Although there are no explanations here of why the chicken crossed the road, this charming book of silly riddles pairs giggles with real information about hyenas’ laughter, crocodiles’ tears, and a dozen other features of the animal kingdom. In addition to the traditional speculations about zebras and pajamas, the reader learns that zebra stripes, like human fingerprints, are unique, and can therefore be used to identify individual animals.
Whales don’t exactly spout water: they merely exhale very moist air. Also, camel humps are a clever adaptation to desert life, storing the fat that enables these animals to survive when food and water are scarce—or maybe they’re the result of youngsters’ ignoring adult exhortations to sit up straight! Perhaps the surest second-grade crowd pleaser, though, lies in one of the reasons for elephants’ long trunks—they are handy when tissues are not.

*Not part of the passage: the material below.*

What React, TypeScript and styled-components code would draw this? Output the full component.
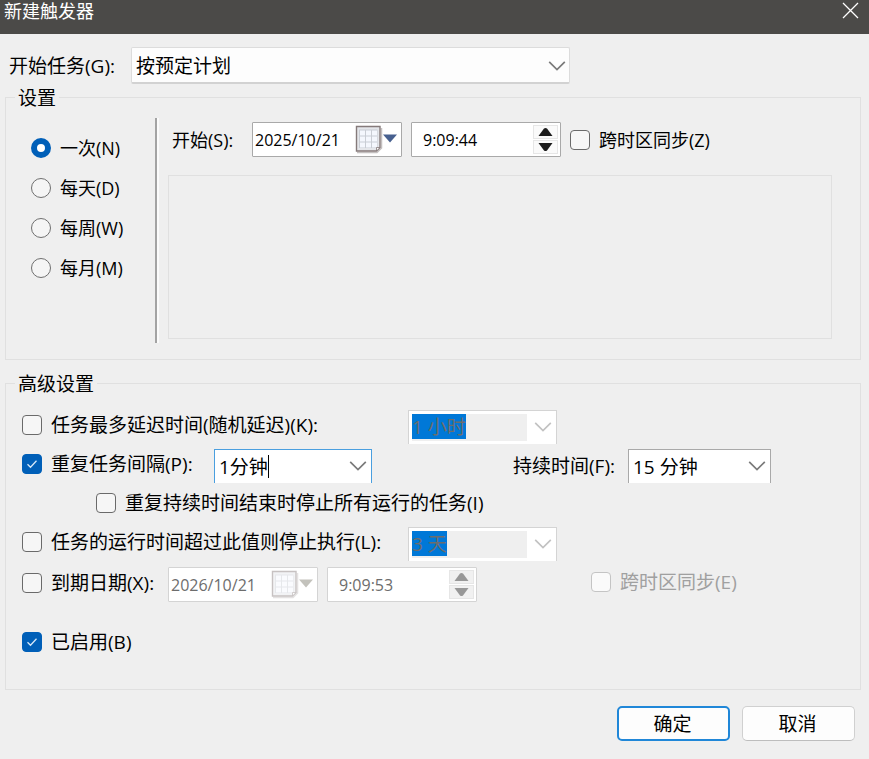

The author’s punch lines are satisfyingly goofy, and provide a relaxing warm-up for the simple, clear, informative, “serious” answer to each query. Each topic is laid out in a two-page spread dominated by an engagingly blocky, child-like illustration. Interestingly, every animal, from giraffe to snake to elephant, has identically innocent, perfectly circular eyes. While the layout is visually appealing, the haphazard order of the text on the page is somewhat confusing—sometimes the introductory question appears at the top, other times at the bottom, and the answers are scattered throughout. Appropriately, though, the jokes are printed in a variety of whimsical fonts, and the straight text appears in a consistent spot and a reassuringly serious typeface.
Prap has illustrated and co-authored several previous children’s volumes, including Animals Speak, I Like Colors, and I Like Black and White. This book was originally published in Slovenia, where Prap is a well-known author and illustrator and was the 2004 nominee for the Hans Christian Andersen Medal. Why? exhibits clarity and humor that reflect well on the translator’s ability to convey the essence of Prap’s work.
Why? is a book for both the smart-aleck and the knowledge-seeker—which co-exist, of course, in every child.